Cambridge prides itself on embracing people from across the world, people of different religions and cultures, people, in other words, like Tamerlan and Dzhokhor Tsarnaev.
Embracing, as they are, the notion that "progress" in any direction -- up, down, left, right, in, out -- is good.
What about charmed? I think that's one of 'em.
The young Muslim brothers of Chechen descent from ­Kyrgyzstan found a hospitable community in the city that sees diversity and tolerance as one of its greatest strengths.

They attended Cambridge Rindge and Latin, the city's ­only public high school, where the student body includes teenagers from 80 nations.

They found religious brethren at the Islamic Society of Boston on Prospect Street, a short walk from their home on Norfolk Street, near Central Square.

They found friends, coaches, mentors. Dzhokhor even won a scholarship from the city.

And then it all shattered on Friday...

Perhaps more than anywhere else, people here were grasping for ­answers.

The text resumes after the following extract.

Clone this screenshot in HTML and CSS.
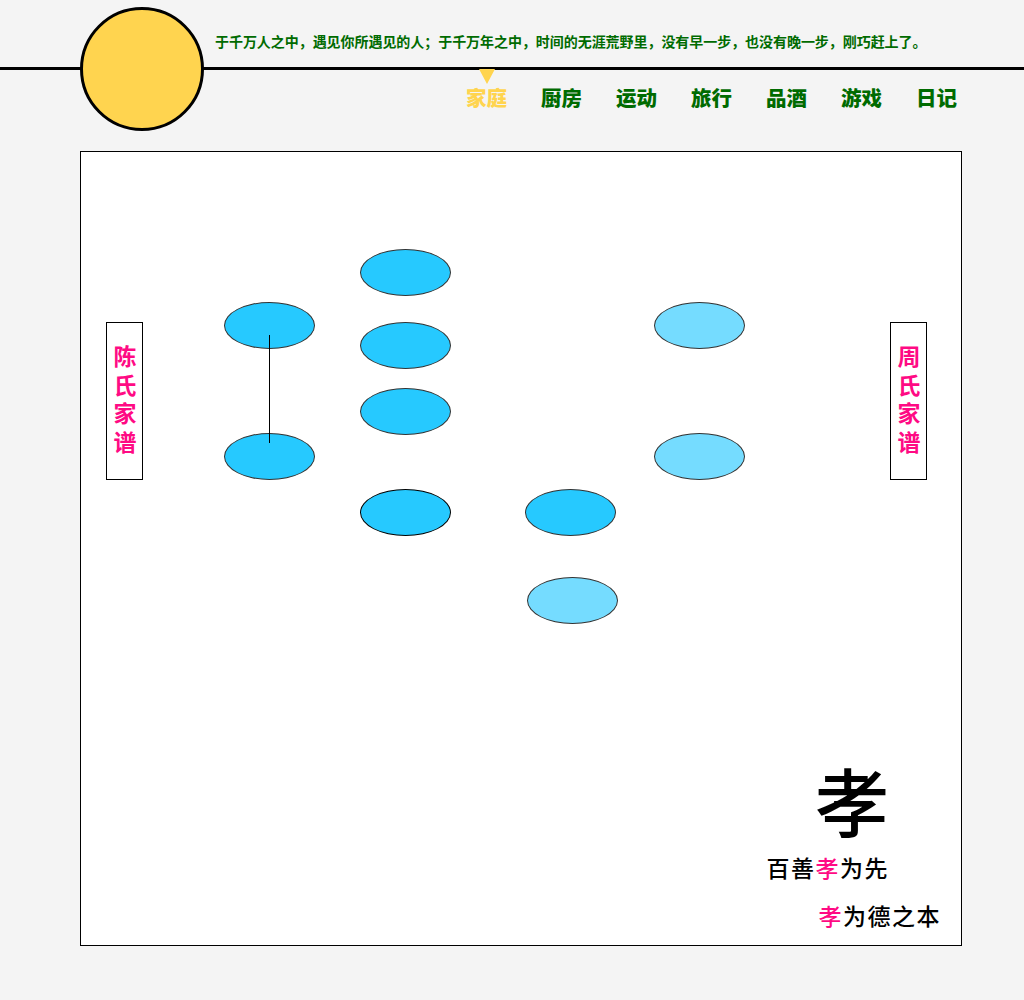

"This is a progressive town, the People's Republic, and how could this be in our midst?" said Larry Aaronson, a longtime Rindge and Latin teacher who knew Dzhokhor and who lives three doors down from the brothers on Norfolk Street. "I'm at a loss. I'm at a total and complete loss."

Peter Payack, the assistant wrestling coach at Rindge and Latin, said Dzhokhor wrestled on the team for three years and was captain for two years and a Greater Boston League all-star....

Payack, who has run the Marathon 24 times and often wears his blue-and-yellow Marathon jacket around ­Cambridge, said he was saddened that Dzhokhor has been accused of targeting a race that he knew his coach loved.

"It was like a bomb going off in my heart this morning," ­Payack said.

City leaders said they expected there would have to be some soul-searching in the days ahead.

"That we have a relationship to the people who perpetrated this, it does cause one pause, because we all truly believe we are the best community we could be," Councilor Kenneth E. Reeves said.

"I would almost think the Cambridge experience couldn't incubate a terrorist because that's how oriented toward peace and community this city believes itself to be."
I signed a memorial book in the vestibule of St. Paul's in Cambridge the Sunday after 9/11, dedicated to the memory of parishioners & residents of Cambridge killed during the hijackings. 9/11 apparently made little impression on the city.